Exactly repeat the material, dropping every picture from the copy.

======== INFORMATION PROVIDED

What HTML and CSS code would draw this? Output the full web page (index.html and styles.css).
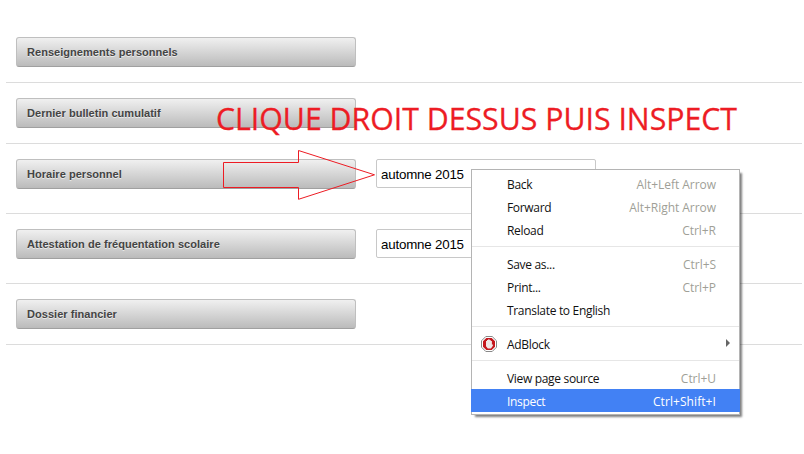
FILE: index.html
```html
<!DOCTYPE html>
<html lang="fr">
<head>
<meta charset="utf-8">
<title>Dossier</title>
<link rel="stylesheet" href="styles.css">
</head>
<body>
<main class="rows">
  <div class="row"><button class="btn">Renseignements personnels</button></div>
  <div class="row"><button class="btn">Dernier bulletin cumulatif</button></div>
  <div class="row tall"><button class="btn">Horaire personnel</button><div class="select">automne 2015</div></div>
  <div class="row tall"><button class="btn">Attestation de fréquentation scolaire</button><div class="select">automne 2015</div></div>
  <div class="row"><button class="btn">Dossier financier</button></div>
</main>
<svg class="annotation" width="804" height="454" viewBox="0 0 804 454">
  <text class="note" x="216" y="129.500" textLength="521" lengthAdjust="spacingAndGlyphs">CLIQUE DROIT DESSUS PUIS INSPECT</text>
  <path class="arrow" d="M223.5 162.5H298.5V150.5L374.5 174.8L298.5 199.3V187.5H223.5Z"/>
</svg>
<div class="menu">
  <div class="item"><span>Back</span><kbd>Alt+Left Arrow</kbd></div>
  <div class="item"><span>Forward</span><kbd>Alt+Right Arrow</kbd></div>
  <div class="item"><span>Reload</span><kbd>Ctrl+R</kbd></div>
  <div class="sep"></div>
  <div class="item"><span>Save as...</span><kbd>Ctrl+S</kbd></div>
  <div class="item"><span>Print...</span><kbd>Ctrl+P</kbd></div>
  <div class="item"><span>Translate to English</span></div>
  <div class="sep"></div>
  <div class="item">
    <svg class="icon" width="16" height="16" viewBox="0 0 16 16"><path d="M4.800.5h6.400l4.300 4.300v6.400l-4.300 4.300H4.800L.5 11.200V4.800Z" fill="#fff" stroke="#888"/><path d="M5.300 2h5.400L14 5.300v5.400L10.700 14H5.300L2 10.700V5.300Z" fill="#c4161c"/><path d="M5 5h1V4h1.200v-.8h1.300V4h1.200v1h1.200v3.500h1v1.200L10 12.500H6.800L5 10.200Z" fill="#f0e6e6"/></svg>
    <span>AdBlock</span><i class="more"></i>
  </div>
  <div class="sep"></div>
  <div class="item"><span>View page source</span><kbd>Ctrl+U</kbd></div>
  <div class="item active"><span>Inspect</span><kbd>Ctrl+Shift+I</kbd></div>
</div>
</body>
</html>
```
FILE: styles.css
```css
* { box-sizing: border-box; }
body { margin: 0; background: #fff; overflow: hidden; font-family: "Liberation Sans", sans-serif; }
.rows { padding: 22px 2px 0 6px; }
.row { display: flex; align-items: flex-start; gap: 20px; height: 61px; padding: 15px 10px 0; border-bottom: 1px solid #dcdcdc; }
.tall { height: 70px; }
.btn {
  width: 340px; height: 30px; padding: 0 10px; text-align: left;
  font: bold 11px "Liberation Sans", sans-serif; letter-spacing: .04px; color: #444;
  text-shadow: 0 1px 0 rgba(255,255,255,.6);
  background: linear-gradient(#f0f0f0, #bbb);
  border: 1px solid #bfbfbf; border-bottom-color: #a0a0a0; border-radius: 3px;
}
.select { width: 220px; height: 29px; padding-left: 4px; line-height: 29px; font-size: 13.33px; letter-spacing: -.2px; color: #000; background: #fff; border: 1px solid #c8c8c8; border-radius: 2px; }
.annotation { position: absolute; left: 0; top: 0; }
.note { font: 31px "Open Sans", sans-serif; fill: #ed1c24; stroke: #ed1c24; stroke-width: .3; }
.arrow { fill: none; stroke: #ed1c24; stroke-width: 1; }
.menu {
  position: absolute; left: 471px; top: 169px; width: 269px; height: 246px; padding: 2px 0;
  background: #fff; border: 1px solid #b4b4b4; box-shadow: 3px 3px 2px -1px rgba(0,0,0,.5);
  font: 12px "Open Sans", sans-serif; color: #111;
}
.item { position: relative; display: flex; justify-content: space-between; align-items: center; height: 23px; padding: 2px 23px 0 35px; letter-spacing: -.32px; white-space: nowrap; }
.item kbd { font: inherit; letter-spacing: -.04px; color: #a09f97; }
.sep { height: 11px; padding-top: 5px; }
.sep::before { content: ""; display: block; height: 1px; background: #e6e6e6; }
.active { margin: 0 -1px; padding-left: 36px; padding-right: 24px; background: #4281f4; color: #fff; }
.item.active kbd { color: #fff; letter-spacing: .08px; }
.icon { position: absolute; left: 9px; top: 4px; }
.more { position: absolute; right: 9px; top: 7px; border: 4px solid transparent; border-left-color: #666; border-right: 0; }
```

================

• THE RESPONSE
What HTML and CSS code would draw this? Output the full web page (index.html and styles.css).
FILE: index.html
```html
<!DOCTYPE html>
<html lang="fr">
<head>
<meta charset="utf-8">
<title>Dossier</title>
<link rel="stylesheet" href="styles.css">
</head>
<body>
<main class="rows">
  <div class="row"><button class="btn">Renseignements personnels</button></div>
  <div class="row"><button class="btn">Dernier bulletin cumulatif</button></div>
  <div class="row tall"><button class="btn">Horaire personnel</button><div class="select">automne 2015</div></div>
  <div class="row tall"><button class="btn">Attestation de fréquentation scolaire</button><div class="select">automne 2015</div></div>
  <div class="row"><button class="btn">Dossier financier</button></div>
</main>
<svg class="annotation" width="804" height="454" viewBox="0 0 804 454">
  <text class="note" x="216" y="129.500" textLength="521" lengthAdjust="spacingAndGlyphs">CLIQUE DROIT DESSUS PUIS INSPECT</text>
  <path class="arrow" d="M223.5 162.5H298.5V150.5L374.5 174.8L298.5 199.3V187.5H223.5Z"/>
</svg>
<div class="menu">
  <div class="item"><span>Back</span><kbd>Alt+Left Arrow</kbd></div>
  <div class="item"><span>Forward</span><kbd>Alt+Right Arrow</kbd></div>
  <div class="item"><span>Reload</span><kbd>Ctrl+R</kbd></div>
  <div class="sep"></div>
  <div class="item"><span>Save as...</span><kbd>Ctrl+S</kbd></div>
  <div class="item"><span>Print...</span><kbd>Ctrl+P</kbd></div>
  <div class="item"><span>Translate to English</span></div>
  <div class="sep"></div>
  <div class="item">
    <svg class="icon" width="16" height="16" viewBox="0 0 16 16"><path d="M4.800.5h6.400l4.300 4.300v6.400l-4.300 4.300H4.800L.5 11.200V4.800Z" fill="#fff" stroke="#888"/><path d="M5.300 2h5.400L14 5.300v5.400L10.700 14H5.300L2 10.700V5.300Z" fill="#c4161c"/><path d="M5 5h1V4h1.200v-.8h1.300V4h1.200v1h1.200v3.500h1v1.200L10 12.500H6.800L5 10.200Z" fill="#f0e6e6"/></svg>
    <span>AdBlock</span><i class="more"></i>
  </div>
  <div class="sep"></div>
  <div class="item"><span>View page source</span><kbd>Ctrl+U</kbd></div>
  <div class="item active"><span>Inspect</span><kbd>Ctrl+Shift+I</kbd></div>
</div>
</body>
</html>
```
FILE: styles.css
```css
* { box-sizing: border-box; }
body { margin: 0; background: #fff; overflow: hidden; font-family: "Liberation Sans", sans-serif; }
.rows { padding: 22px 2px 0 6px; }
.row { display: flex; align-items: flex-start; gap: 20px; height: 61px; padding: 15px 10px 0; border-bottom: 1px solid #dcdcdc; }
.tall { height: 70px; }
.btn {
  width: 340px; height: 30px; padding: 0 10px; text-align: left;
  font: bold 11px "Liberation Sans", sans-serif; letter-spacing: .04px; color: #444;
  text-shadow: 0 1px 0 rgba(255,255,255,.6);
  background: linear-gradient(#f0f0f0, #bbb);
  border: 1px solid #bfbfbf; border-bottom-color: #a0a0a0; border-radius: 3px;
}
.select { width: 220px; height: 29px; padding-left: 4px; line-height: 29px; font-size: 13.33px; letter-spacing: -.2px; color: #000; background: #fff; border: 1px solid #c8c8c8; border-radius: 2px; }
.annotation { position: absolute; left: 0; top: 0; }
.note { font: 31px "Open Sans", sans-serif; fill: #ed1c24; stroke: #ed1c24; stroke-width: .3; }
.arrow { fill: none; stroke: #ed1c24; stroke-width: 1; }
.menu {
  position: absolute; left: 471px; top: 169px; width: 269px; height: 246px; padding: 2px 0;
  background: #fff; border: 1px solid #b4b4b4; box-shadow: 3px 3px 2px -1px rgba(0,0,0,.5);
  font: 12px "Open Sans", sans-serif; color: #111;
}
.item { position: relative; display: flex; justify-content: space-between; align-items: center; height: 23px; padding: 2px 23px 0 35px; letter-spacing: -.32px; white-space: nowrap; }
.item kbd { font: inherit; letter-spacing: -.04px; color: #a09f97; }
.sep { height: 11px; padding-top: 5px; }
.sep::before { content: ""; display: block; height: 1px; background: #e6e6e6; }
.active { margin: 0 -1px; padding-left: 36px; padding-right: 24px; background: #4281f4; color: #fff; }
.item.active kbd { color: #fff; letter-spacing: .08px; }
.icon { position: absolute; left: 9px; top: 4px; }
.more { position: absolute; right: 9px; top: 7px; border: 4px solid transparent; border-left-color: #666; border-right: 0; }
```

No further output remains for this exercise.